Je me permets de citer ici une confidence récente que m’a faite un policier de la Sécurité Publique. « Après pas mal d’années passées à la BSU, je suis retourné en brigade [c’est-à-dire sur la voie publique]. Ça a été un véritable soulagement de constater qu’une fois mon vestiaire fermé et mon arme déposée, je n’avais plus le boulot en tête ». Peut-on le blâmer… ?
Si encore on avait la certitude que ce travail ingrat, ce stress, ces frustrations étaient à la fois nécessaires et utiles… Mais est-ce que le cas ? L’absence de réponse pénale dans les « petits » dossiers (ceux qui pourrissent au quotidien la vie de millions de Français) est décourageante. Comment se sentir motivé lorsqu’on place en garde à vue un voyou pour la dixième fois ? Il y a de quoi se poser des questions sur l’utilité de son travail, et sur la considération que la société accorde à ces « soutiers » de la sécurité. En Police Judiciaire, c’est différent : lorsqu’on interpelle un violeur en série ou braqueur, on sait qu’il en prendra pour des années, et on aura donc la certitude de ne pas avoir travaillé pour rien.
Les policiers exerçant dans les BSU, mal formés, mal encadrés, débordés et démoralisés, ont le sentiment d’être condamnés, sans espoirs, à remplir d’eau un « tonneau des Danaïdes » percé de tous les côtés.
Alors que faire ?
Pour beaucoup, c’est une donne difficile à admettre, pourtant les faits parlent, et ils sont têtus : oui, si on choisit la filière « investigation », c’est par vocation ; c’est uniquement la vocation qui permettra d’accepter les nombreuses contraintes professionnelles et familiales infligées par ce métier et qui, souvent, se terminent par un divorce. Or, c’est cette vocation qu’on a méthodiquement détruite, depuis des décennies, créant progressivement une architecture policière fondée sur le culte d’une « polyvalence » qui ne correspond nullement à l’évolution de notre société et à sa professionnalisation de plus en plus importante, dans toutes les « professions », y compris chez les délinquants ! Ministère et syndicats dénigrent systématiquement l’ancienne police « en tuyaux d’orgues » (insulte suprême), qu’on a remplacée par un autre instrument de musique, beaucoup moins complexe : le pipeau…

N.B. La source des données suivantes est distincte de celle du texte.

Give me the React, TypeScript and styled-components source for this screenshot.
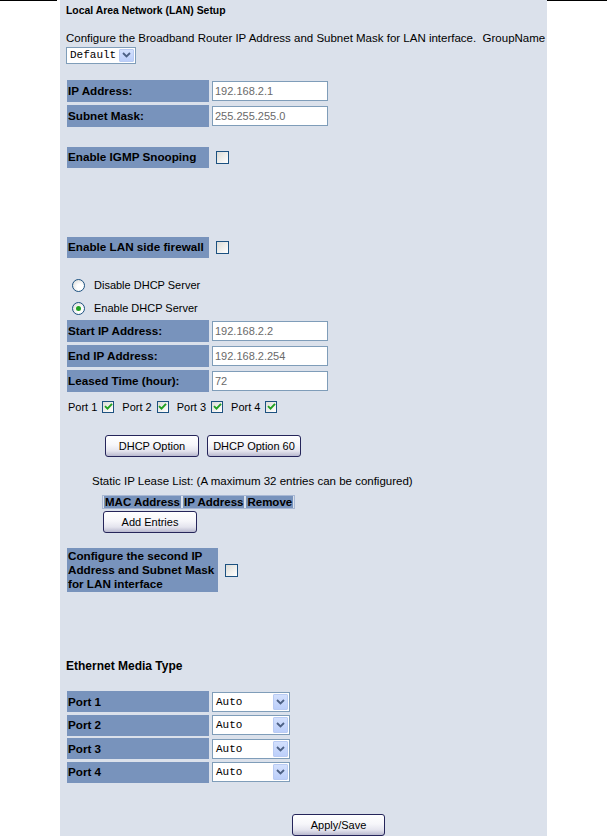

Est-il possible de faire marche arrière ? Je ne le pense pas : en dehors des « tartes à la crème » récurrentes, dictées par la doctrine, la culture sécuritaire est absente auprès de notre classe politique, tandis que les syndicats de police ont opté pour une police de « généralistes », tous statutairement égaux et sensibles uniquement au montant de leur salaire et aux horaires.
Les réformes engagées (fusion Sécurité Publique/Police Judiciaire, augmentation du nombre d’OPJ) ne changeront rien, car elles ne régleront pas les problèmes de fond qu’en aucun cas elles n’abordent. Par ailleurs, la disparition des services territoriaux de la Police Judiciaire, chargés jusqu’à présent de traiter le « haut du spectre » de la délinquance, produira inéluctablement une croissance de la criminalité organisée, sans pour autant améliorer les résultats en matière de lutte contre la petite délinquance.
« J’ai appris que pour être prophète, il suffisait d’être pessimiste » a écrit Elsa Triolet. Je crois que nous sommes destinés à vivre, dans les décennies à venir, avec des forces de sécurité dépassées et incapables d’apporter une réponse adéquate aux défis qui attendent la société française. Il faudrait qu’un nouveau Georges Clémenceau, ayant le sens de l’État, la lucidité et du courage à revendre, arrive place Beauvau, et qu’il lance des réformes à contre-courant ; mais il me semble beaucoup plus probable que le prochain ministre de l’Intérieur poursuivra la politique de ses prédécesseurs…
[1] Sénat, Rapport d’orientation et programmation du ministère de l’intérieur du 5 octobre 2022, par M. Marc-Philippe DAUBRESSE et M. Loïc HERVE.
[2] Michel LEURQUIN et Patricia FINNE’, L’Histoire vrai des tueurs fous du Brabant, Paris, La Manufacture de Livres, 2012.